Sean Chone Shawn had a hell of a good piece on just what may be going on With Secretary of State Clinton, but there is one aspect that he neglected to discuss — and it’s absolutely worth mentioning.
There very well might be something to what my associate discussed — that Hillary might be seriously considering a challenge to Obama in 2012. But one thing that deserves even more focus is just how much of a “good soldier” Hillary has been.
When she was tapped to be Secretary of State, it was seen as a sop, a reward for her endorsing and supporting Obama once it was clear (crystal clear) that he had won the nomination. But ever since then, he’s been treating her with exceptional contempt.
Which is nothing new, of course; Obama has no respect for those he defeats. He’s stuck in perpetual campaign mode, and can never get past it. Remember the health care “summit?” John McCain reminded Obama of one of his campaign promises, and Obama’s response was “the the campaign’s over” — with the unspoken “and you lost, so STFU.” The only interpretation that makes sense to me is that Obama is admitting that he said all sorts of things as a candidate that he had no intention of following through on, and it’s just downright rude to remind him of them — so rude that he’ll shut you up in short order.
But back to Hillary Clinton. Remember the deal they struck? If she helped him win the election, she’d be Secretary of State, and he’d help her retire her campaign debt.
As always, an Obama promise comes with an expiration date. This one, though, quite possibly broke records. Several months later, Obama did his part to help with the campaign debt — he and Michelle each cut a check for $2,300 for Hillary. Oh, and he said a few words halfheartedly asking donors to help her out. Amazingly, she’s still several million in the hole.
Well, at least she got to be Secretary of State, right? He kept that deal, didn’t he?
Sure. But it looks like Hillary got out-lawyered on that one, because she didn’t read the fine print. In no time her duties got whittled down, and she saw a good chunk of her power given to Obama cronies and favorites — people who hadn’t dared oppose The One and made him actually work for the nomination.
The Secretary of State is, nominally, our Chief Diplomat to the world. All ambassadors and diplomatic functions go through her office. At least, they used to. Obama spared no time in appointing “special envoys” who were put in charge of select regions of the world, moving them out of Hillary’s authority and directly answerable to him. Hillary doesn’t have to trouble her pretty little head about such concerns as “Middle East Peace” or “Iraq and Afghanistan,” as George Mitchell and Richard Holbrooke are taking care of those pesky trouble spots. There’s also a special envoy to the Organization of the Islamic conference, and Obama also made the United Nations Ambassador a Cabinet-rank position. In other words, Ambassador Susan Rice is essentially peers with her nominal boss.

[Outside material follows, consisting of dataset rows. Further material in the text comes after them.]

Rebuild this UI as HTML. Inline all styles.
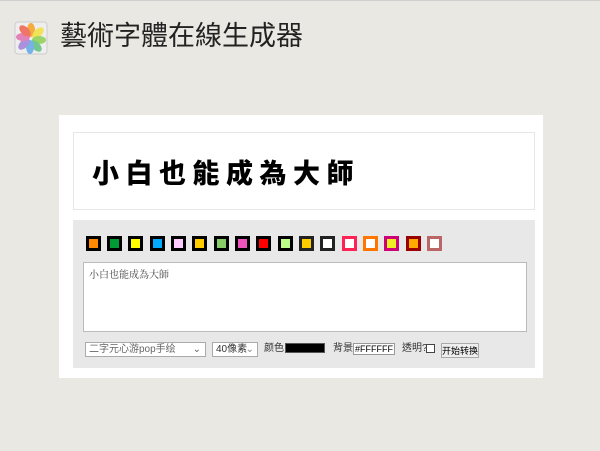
<!DOCTYPE html>
<html><head><meta charset="utf-8"><style>
*{margin:0;padding:0;box-sizing:border-box}
body{width:600px;height:451px;background:#e9e8e3;position:relative;overflow:hidden;font-family:"Liberation Sans","Noto Sans CJK TC",sans-serif;border-top:1px solid #cfcfcf}
.abs{position:absolute;white-space:nowrap}
.h1{left:60px;top:17px;font-size:27px;color:#222;line-height:36px}
.panel{left:59px;top:114px;width:484px;height:263px;background:#fff}
.tbox{left:73px;top:131px;width:462px;height:78px;border:1px solid #e6e6e6;background:#fff}
.tt{left:92px;top:151px;font-size:27px;letter-spacing:6.5px;color:#000;line-height:40px;font-family:"Noto Sans CJK TC",sans-serif;font-weight:900}
.gray{left:73px;top:219px;width:462px;height:148px;background:#e8e8e8}
.sw{position:absolute;top:235px;width:15px;height:15px;border:3px solid #000}
.ta{left:83px;top:261px;width:444px;height:70px;background:#fff;border:1px solid #bbb;font-size:10px;color:#444;padding:3px 5px;font-family:"Noto Serif CJK SC",serif}
.ctl{font-size:10px;color:#333;top:341px;line-height:14px}
.sel{border:1px solid #aaa;background:#fff;height:15px;color:#666;overflow:hidden}
</style></head><body>
<svg class="abs" style="left:14px;top:20px" width="34" height="34" viewBox="0 0 34 34">
<rect x="1" y="1" width="32" height="32" rx="3" fill="#eee" stroke="#ccc"/>
<g opacity="0.85">
<ellipse cx="17" cy="9" rx="4" ry="7" fill="#f7a020"/>
<ellipse cx="24" cy="12" rx="4" ry="7" fill="#f1e040" transform="rotate(45 24 12)"/>
<ellipse cx="25" cy="19" rx="7" ry="4" fill="#8fd050"/>
<ellipse cx="22" cy="25" rx="4" ry="7" fill="#60c080" transform="rotate(-45 22 25)"/>
<ellipse cx="16" cy="26" rx="4" ry="7" fill="#60a8e8"/>
<ellipse cx="10" cy="23" rx="4" ry="7" fill="#a080d8" transform="rotate(45 10 23)"/>
<ellipse cx="9" cy="16" rx="7" ry="4" fill="#e070b0"/>
<ellipse cx="11" cy="10" rx="4" ry="7" fill="#f06050" transform="rotate(-45 11 10)"/>
</g></svg>
<div class="abs h1">藝術字體在線生成器</div>
<div class="abs panel"></div>
<div class="abs tbox"></div>
<div class="abs tt">小白也能成為大師</div>
<div class="abs gray"></div>
<div class="sw" style="left:86px;border-color:#000;background:#f80"></div>
<div class="sw" style="left:107px;border-color:#000;background:#093"></div>
<div class="sw" style="left:128px;border-color:#000;background:#ff0"></div>
<div class="sw" style="left:150px;border-color:#000;background:#0af"></div>
<div class="sw" style="left:171px;border-color:#000;background:#fcf"></div>
<div class="sw" style="left:192px;border-color:#000;background:#fc0"></div>
<div class="sw" style="left:214px;border-color:#000;background:#8c6"></div>
<div class="sw" style="left:235px;border-color:#000;background:#e5b"></div>
<div class="sw" style="left:256px;border-color:#000;background:#f00"></div>
<div class="sw" style="left:278px;border-color:#000;background:#bf8"></div>
<div class="sw" style="left:299px;border-color:#222;background:#fc0"></div>
<div class="sw" style="left:320px;border-color:#222;background:#fff"></div>
<div class="sw" style="left:342px;border-color:#f25;background:#fff"></div>
<div class="sw" style="left:363px;border-color:#f70;background:#fff"></div>
<div class="sw" style="left:384px;border-color:#c07;background:#ee2"></div>
<div class="sw" style="left:406px;border-color:#900;background:#fa0"></div>
<div class="sw" style="left:427px;border-color:#b66;background:#fff"></div>
<div class="abs ta">小白也能成為大師</div>
<div class="abs ctl sel" style="left:85px;width:121px;padding-left:3px">二字元心游pop手绘<span style="position:absolute;right:4px;top:0">⌄</span></div>
<div class="abs ctl sel" style="left:212px;width:46px;padding-left:3px;color:#333">40像素<span style="position:absolute;right:3px;top:0;color:#888">⌄</span></div>
<div class="abs ctl" style="left:264px">颜色</div>
<div class="abs" style="left:285px;top:342px;width:40px;height:10px;background:#000;border:1px solid #555"></div>
<div class="abs ctl" style="left:333px">背景</div>
<div class="abs ctl" style="left:353px;top:342px;width:42px;height:12px;background:#fff;border:1px solid #999;font-size:9px;line-height:10px;padding-left:1px;color:#000;overflow:hidden">#FFFFFF</div>
<div class="abs ctl" style="left:402px">透明?</div>
<div class="abs" style="left:426px;top:343px;width:9px;height:9px;border:1px solid #444;background:#fff"></div>
<div class="abs ctl" style="left:441px;top:342px;width:38px;height:15px;border:1px solid #aaa;background:#eee;text-align:center;color:#000;font-size:9px">开始转换</div>
</body></html>
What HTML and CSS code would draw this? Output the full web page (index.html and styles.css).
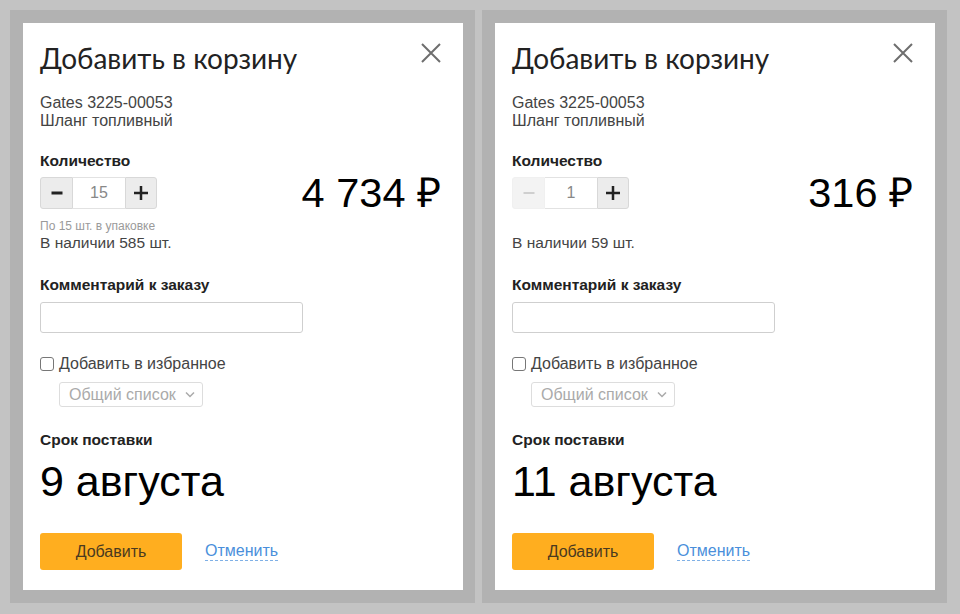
FILE: index.html
```html
<!DOCTYPE html>
<html lang="ru">
<head>
    <meta charset="UTF-8">
    <title>Добавить в корзину</title>
    <link rel="stylesheet" href="styles.css">
</head>
<body>
    <div class="wrap">
        <div class="frame">
            <div class="card">
                <div class="head">
                    <h1>Добавить в корзину</h1>
                    <svg class="close" width="20" height="20" viewBox="0 0 20 20"><path d="M1 1L19 19M19 1L1 19" stroke="#6e6e6e" stroke-width="2"/></svg>
                </div>
                <div class="info">Gates 3225-00053<br>Шланг топливный</div>
                <div class="label">Количество</div>
                <div class="qty-row">
                    <div class="qty-col">
                        <div class="stepper">
                            <span class="step">
                                <svg width="12" height="12" viewBox="0 0 12 12"><rect x="0.5" y="4.5" width="11" height="3" fill="#222"/></svg>
                            </span>
                            <span class="count">15</span>
                            <span class="step">
                                <svg width="14" height="14" viewBox="0 0 14 14"><rect x="0" y="5.75" width="14" height="2.5" fill="#222"/><rect x="5.75" y="0" width="2.5" height="14" fill="#222"/></svg>
                            </span>
                        </div>
                        <div class="pack">По 15 шт. в упаковке</div>
                        <div class="stock">В наличии 585 шт.</div>
                    </div>
                    <div class="price">4 734 ₽</div>
                </div>
                <div class="label comment-label">Комментарий к заказу</div>
                <input class="comment" type="text">
                <label class="fav"><input type="checkbox"> Добавить в избранное</label>
                <div class="select">
                    <span>Общий список</span>
                    <svg width="10" height="7" viewBox="0 0 10 7"><path d="M1 1.5L5 5.5L9 1.5" fill="none" stroke="#aaa" stroke-width="1.5"/></svg>
                </div>
                <div class="label term-label">Срок поставки</div>
                <div class="date">9 августа</div>
                <div class="actions">
                    <button class="add">Добавить</button>
                    <a class="cancel" href="#">Отменить</a>
                </div>
            </div>
        </div>

        <div class="frame">
            <div class="card">
                <div class="head">
                    <h1>Добавить в корзину</h1>
                    <svg class="close" width="20" height="20" viewBox="0 0 20 20"><path d="M1 1L19 19M19 1L1 19" stroke="#6e6e6e" stroke-width="2"/></svg>
                </div>
                <div class="info">Gates 3225-00053<br>Шланг топливный</div>
                <div class="label">Количество</div>
                <div class="qty-row">
                    <div class="qty-col">
                        <div class="stepper">
                            <span class="step disabled">
                                <svg width="12" height="12" viewBox="0 0 12 12"><rect x="0.5" y="5" width="11" height="2" fill="#cfcfcf"/></svg>
                            </span>
                            <span class="count">1</span>
                            <span class="step">
                                <svg width="14" height="14" viewBox="0 0 14 14"><rect x="0" y="5.75" width="14" height="2.5" fill="#222"/><rect x="5.75" y="0" width="2.5" height="14" fill="#222"/></svg>
                            </span>
                        </div>
                        <div class="pack"></div>
                        <div class="stock">В наличии 59 шт.</div>
                    </div>
                    <div class="price">316 ₽</div>
                </div>
                <div class="label comment-label">Комментарий к заказу</div>
                <input class="comment" type="text">
                <label class="fav"><input type="checkbox"> Добавить в избранное</label>
                <div class="select">
                    <span>Общий список</span>
                    <svg width="10" height="7" viewBox="0 0 10 7"><path d="M1 1.5L5 5.5L9 1.5" fill="none" stroke="#aaa" stroke-width="1.5"/></svg>
                </div>
                <div class="label term-label">Срок поставки</div>
                <div class="date">11 августа</div>
                <div class="actions">
                    <button class="add">Добавить</button>
                    <a class="cancel" href="#">Отменить</a>
                </div>
            </div>
        </div>
    </div>
</body>
</html>
```

FILE: styles.css
```css
body {
    margin: 0;
    background: #c3c3c3;
    font-family: 'Liberation Sans', Arial, sans-serif;
    color: #333;
}
.wrap {
    display: flex;
    gap: 7px;
    padding: 10px;
}
.frame {
    background: #b2b2b2;
    padding: 13px 12px 13px 13px;
}
.card {
    box-sizing: border-box;
    width: 440px;
    height: 567px;
    background: #fff;
    padding: 18px 22px 0 17px;
}
.head {
    display: flex;
    justify-content: space-between;
    align-items: flex-start;
}
h1 {
    margin: 0;
    font-family: Lato, 'Open Sans', sans-serif;
    font-weight: 400;
    font-size: 28px;
    line-height: 34px;
    color: #222;
}
.close {
    margin-top: 2px;
}
.info {
    margin-top: 19px;
    font-size: 16px;
    line-height: 18px;
    color: #444;
}
.label {
    margin-top: 22px;
    font-size: 15.5px;
    font-weight: 700;
    line-height: 18px;
    color: #222;
}
.qty-row {
    display: flex;
    justify-content: space-between;
    align-items: flex-start;
    margin-top: 7px;
}
.stepper {
    display: flex;
    height: 32px;
}
.step {
    box-sizing: border-box;
    width: 33px;
    display: flex;
    align-items: center;
    justify-content: center;
    background: #ececec;
    border: 1px solid #d8d8d8;
    border-radius: 3px 0 0 3px;
}
.step:last-child {
    width: 32px;
    border-radius: 0 3px 3px 0;
}
.step.disabled {
    background: #f3f3f3;
    border-color: #f0f0f0;
}
.count {
    box-sizing: border-box;
    width: 52px;
    display: flex;
    align-items: center;
    justify-content: center;
    border-top: 1px solid #e2e2e2;
    border-bottom: 1px solid #e2e2e2;
    font-size: 16px;
    color: #888;
}
.pack {
    height: 14px;
    margin-top: 10px;
    font-size: 12px;
    line-height: 14px;
    color: #9a9a9a;
}
.stock {
    margin-top: 1px;
    font-size: 15.5px;
    line-height: 18px;
    color: #444;
}
.price {
    font-size: 41.5px;
    line-height: 32px;
    color: #000;
}
.comment-label {
    margin-top: 24px;
}
.comment {
    display: block;
    box-sizing: border-box;
    width: 263px;
    height: 31px;
    margin: 8px 0 0;
    border: 1px solid #cfcfcf;
    border-radius: 3px;
}
.fav {
    display: flex;
    align-items: center;
    gap: 4px;
    margin-top: 22px;
    font-size: 16px;
    line-height: 18px;
    color: #444;
}
.fav input {
    appearance: none;
    width: 14px;
    height: 14px;
    margin: 0 1px 0 0;
    border: 1px solid #777;
    border-radius: 3px;
}
.select {
    box-sizing: border-box;
    width: 144px;
    height: 25px;
    margin: 9px 0 0 19px;
    padding: 0 7px 0 9px;
    display: flex;
    align-items: center;
    justify-content: space-between;
    border: 1px solid #ddd;
    border-radius: 3px;
    font-size: 16px;
    color: #aaa;
}
.term-label {
    margin-top: 24px;
}
.date {
    margin-top: 9px;
    font-size: 43px;
    line-height: 46px;
    color: #000;
}
.actions {
    display: flex;
    align-items: center;
    gap: 23px;
    margin-top: 29px;
}
.add {
    width: 142px;
    height: 37px;
    background: #ffae1f;
    border: none;
    border-radius: 3px;
    font-family: inherit;
    font-size: 16px;
    color: #4a3a1f;
}
.cancel {
    font-size: 16px;
    line-height: 18px;
    color: #4a8fdb;
    text-decoration: none;
    border-bottom: 1px dashed #7fb0e6;
}
```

Through all this, Hillary has continued on to be a “good soldier.” She has not once publicly said a word of complaint, despite these heaps of insults and humiliations piled on her. (I guess 35 years of being married to Bill Clinton was damned good training for that.)
Only now, after a year of being Obama’s doormat, are the old Clinton cronies and proxies starting to draw their knives in her defense. And those knives are viciously sharp.
If she is planning another run for the presidency, if she is seriously considering challenging President Obama for the 2012 Democratic nomination, she’s certainly doing it right — showing absolute loyalty to her president right up until she finds just the right moment to resign in protest. And that resignation will not be over all these petty slights, but a major failing by the Obama administration — one she will be certain to have documented her opposition to and prediction of utter failure. It will be a departure of principle, not pique.
At least publicly.
Don’t get me wrong. I still think she would be a lousy president. Her demeanor is far more suited to the Supreme Court, where she would only have to gain the approval of a majority of her former colleagues in the Senate, never have to stand for election and the approval of the masses, and wouldn’t have to give press interviews. (She’d be a lousy Justice, too, but the confirmation process plays to her strengths, unlike campaigning.)
But she could cause some very, very serious aggravation to the Obama re-election campaign (which kicked off a year ago last November, the day after the election), which they will have so richly earned.
I ask you — is there a more entertaining spectator sport than politics?